Hope does not require that you make any prediction at all about what might happen. It simply asks that you believe that whatever happens, you will have the ability to make circumstances better and you can give some thought to what that action might be.

In an odd way, this is halfway what people are doing when they announce a plan to leave America if the wrong candidate wins the election. But the contemplated action—leaving home and going into exile—is foolish and extreme; much better would be to say, “If the bad guy wins, I will be disappointed, but regardless of the disappointment, I will work as much as I can to make things around me better.” The same is true for other letdowns in life. If you’re yearning for a big promotion, don’t predict whether you will or won’t get it. Just be honest with yourself that you hope for the reward, and think logically about what constructive action you can take if, in fact, you are passed over.

In addition, because disappointment is part of the useful neurobiological learning process that you’ve inherited for your evolutionary fitness, look for the valuable lessons of a setback. The psychiatrist Carl Jung believed that when we are disappointed, we can actually choose between bitterness and wisdom—the latter being “the comforter in all psychic suffering.”

The problem with the leave-the-country approach is that it succumbs to bitterness instead of looking to learn. The same goes for a disappointment such as a bad breakup. The bitter response is “I’ll never date again.” A wise response is to figure out how to avoid getting entangled in future with a person who shares your ex’s problematic traits (that jerk).

[Arthur C. Brooks: Jung’s five pillars of a good life]

I wrote this column to soothe anyone who might be suffering from postelection disappointment, and to provide a better way to cope. But perhaps you aren’t disappointed: Maybe your candidate won, and you’re elated right now. That can also be an opportunity for wisdom—if you choose to take it.

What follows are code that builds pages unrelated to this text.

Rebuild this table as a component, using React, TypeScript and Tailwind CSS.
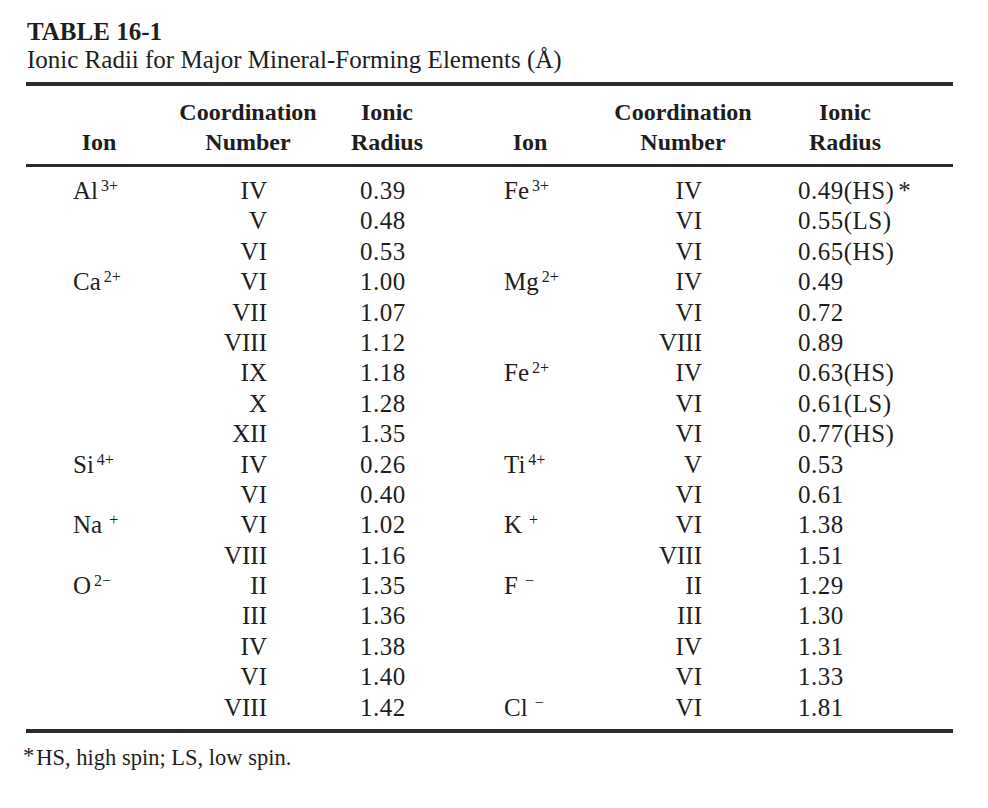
import React from 'react';

type Entry = { ion?: string; charge?: string; cn: string; r: string; note?: boolean };

const leftRows: Entry[] = [
    { ion: 'Al', charge: '3+', cn: 'IV', r: '0.39' },
    { cn: 'V', r: '0.48' },
    { cn: 'VI', r: '0.53' },
    { ion: 'Ca', charge: '2+', cn: 'VI', r: '1.00' },
    { cn: 'VII', r: '1.07' },
    { cn: 'VIII', r: '1.12' },
    { cn: 'IX', r: '1.18' },
    { cn: 'X', r: '1.28' },
    { cn: 'XII', r: '1.35' },
    { ion: 'Si', charge: '4+', cn: 'IV', r: '0.26' },
    { cn: 'VI', r: '0.40' },
    { ion: 'Na', charge: '+', cn: 'VI', r: '1.02' },
    { cn: 'VIII', r: '1.16' },
    { ion: 'O', charge: '2\u2212', cn: 'II', r: '1.35' },
    { cn: 'III', r: '1.36' },
    { cn: 'IV', r: '1.38' },
    { cn: 'VI', r: '1.40' },
    { cn: 'VIII', r: '1.42' },
];

const rightRows: Entry[] = [
    { ion: 'Fe', charge: '3+', cn: 'IV', r: '0.49(HS)', note: true },
    { cn: 'VI', r: '0.55(LS)' },
    { cn: 'VI', r: '0.65(HS)' },
    { ion: 'Mg', charge: '2+', cn: 'IV', r: '0.49' },
    { cn: 'VI', r: '0.72' },
    { cn: 'VIII', r: '0.89' },
    { ion: 'Fe', charge: '2+', cn: 'IV', r: '0.63(HS)' },
    { cn: 'VI', r: '0.61(LS)' },
    { cn: 'VI', r: '0.77(HS)' },
    { ion: 'Ti', charge: '4+', cn: 'V', r: '0.53' },
    { cn: 'VI', r: '0.61' },
    { ion: 'K', charge: '+', cn: 'VI', r: '1.38' },
    { cn: 'VIII', r: '1.51' },
    { ion: 'F', charge: '\u2212', cn: 'II', r: '1.29' },
    { cn: 'III', r: '1.30' },
    { cn: 'IV', r: '1.31' },
    { cn: 'VI', r: '1.33' },
    { ion: 'Cl', charge: '\u2212', cn: 'VI', r: '1.81' },
];

const cols = 'grid grid-cols-[146px_152px_126px_160px_146px_178px]';

const Ion = ({ e }: { e: Entry }) =>
    e.ion ? (
        <span>
            {e.ion}
            <sup className={(e.charge!.length === 1 ? 'ml-[7px]' : 'ml-[3px]') + ' text-[16px]'}>{e.charge}</sup>
        </span>
    ) : null;

const App = () => {
    return (
        <div className="min-h-[808px] w-[988px] bg-white text-[#1e1e1e] font-['Liberation_Serif',serif]">
            <div className="ml-[26px] w-[927px] pt-[20px]">
                {/* Caption */}
                <div className="pl-[1px] text-[25px] leading-[24px] font-bold">TABLE 16-1</div>
                <div className="mt-[2px] pl-[1px] text-[25px] leading-[28px]">
                    Ionic Radii for Major Mineral-Forming Elements (Å)
                </div>
                <div className="mt-[8px] h-[4px] bg-[#2b2b2b]" />

                {/* Column headings */}
                <div className={cols + ' mt-[11px] text-[24px] leading-[30px] font-bold text-center'}>
                    <div className="pt-[30px]">Ion</div>
                    <div>Coordination<br />Number</div>
                    <div>Ionic<br />Radius</div>
                    <div className="pt-[30px]">Ion</div>
                    <div>Coordination<br />Number</div>
                    <div>Ionic<br />Radius</div>
                </div>
                <div className="mt-[7px] h-[3px] bg-[#2b2b2b]" />

                {/* Body */}
                <div className="pt-[9px] text-[25px] leading-[30.4px]">
                    {leftRows.map((l, i) => {
                        const r = rightRows[i];
                        return (
                            <div key={i} className={cols + ' h-[30.4px]'}>
                                <div className="pl-[47px]"><Ion e={l} /></div>
                                <div className="pr-[57px] text-right">{l.cn}</div>
                                <div className="pl-[36px] tracking-[0.02em]">{l.r}</div>
                                <div className="pl-[54px]"><Ion e={r} /></div>
                                <div className="pr-[54px] text-right">{r.cn}</div>
                                <div className="pl-[42px] tracking-[0.02em]">
                                    {r.r}
                                    {r.note && <span className="ml-[4px]">*</span>}
                                </div>
                            </div>
                        );
                    })}
                </div>
                <div className="mt-[6px] h-[4px] bg-[#2b2b2b]" />

                {/* Footnote */}
                <div className="mt-[13px] ml-[-3px] text-[22.5px] leading-[24px]">
                    <span className="relative top-[-2px] mr-[2px]">*</span>HS, high spin; LS, low spin.
                </div>
            </div>
        </div>
    );
};

export default App;
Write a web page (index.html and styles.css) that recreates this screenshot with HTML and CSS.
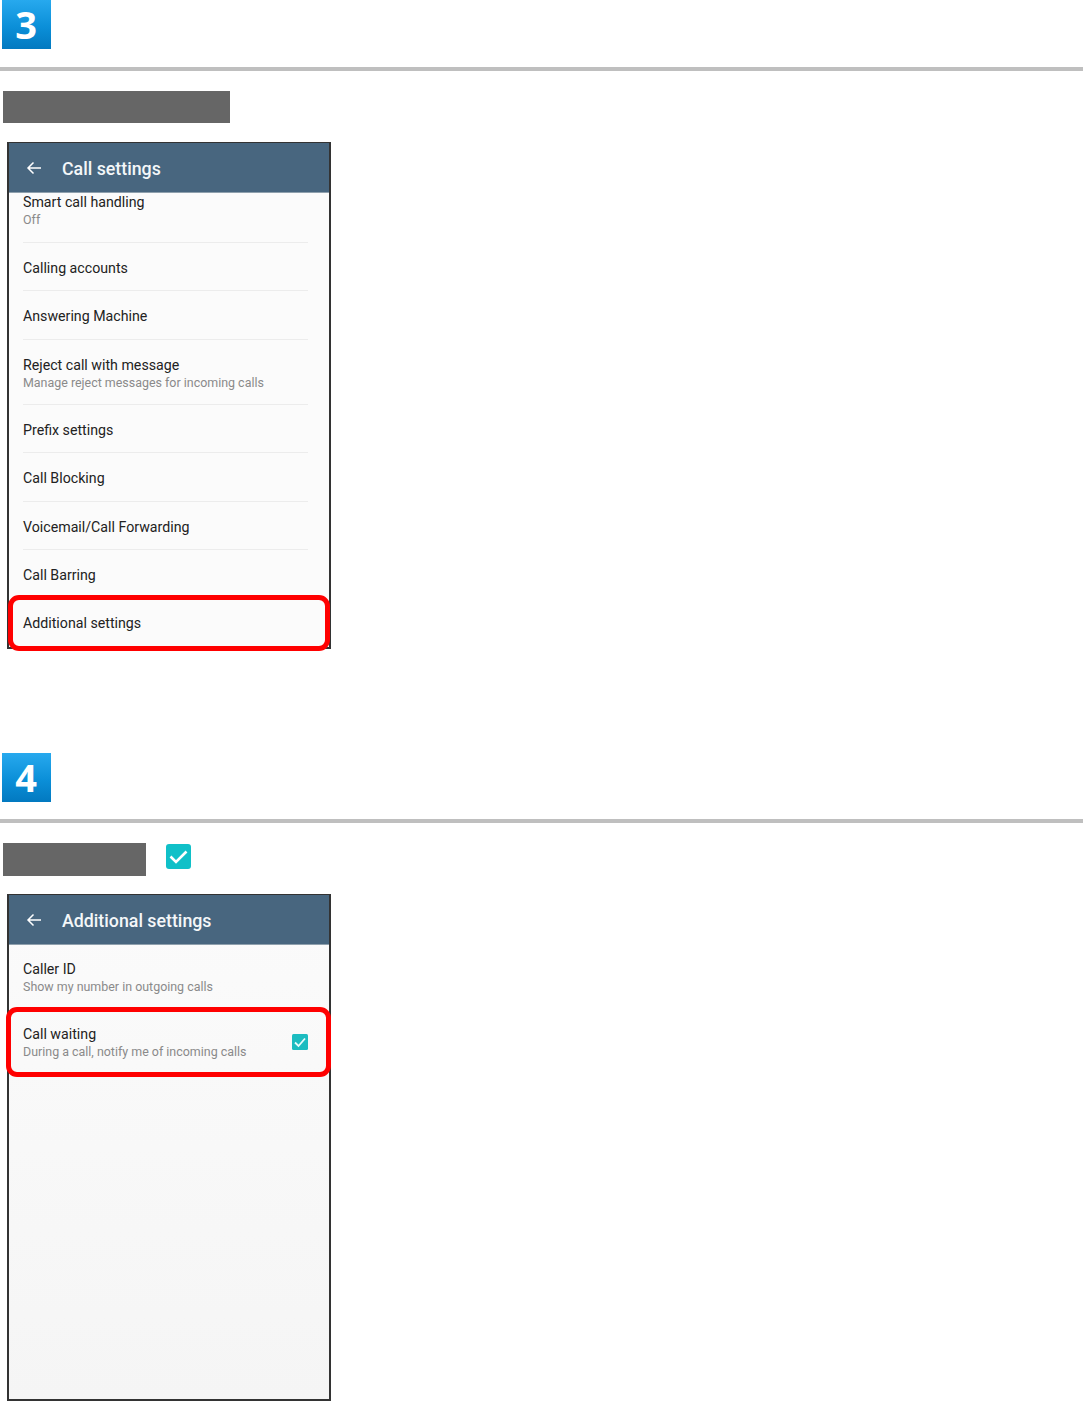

Today you taste victory, but remember: Defeat is just around the corner, because that’s how life works. Reflect on this truth, and take the opportunity to show some grace to the neighbors and family members whose candidate lost and who are disappointed—because they’re feeling today the way you will surely feel tomorrow. Think of this as a chance to time travel, and bring a bit of kindness to comfort your future disappointed self.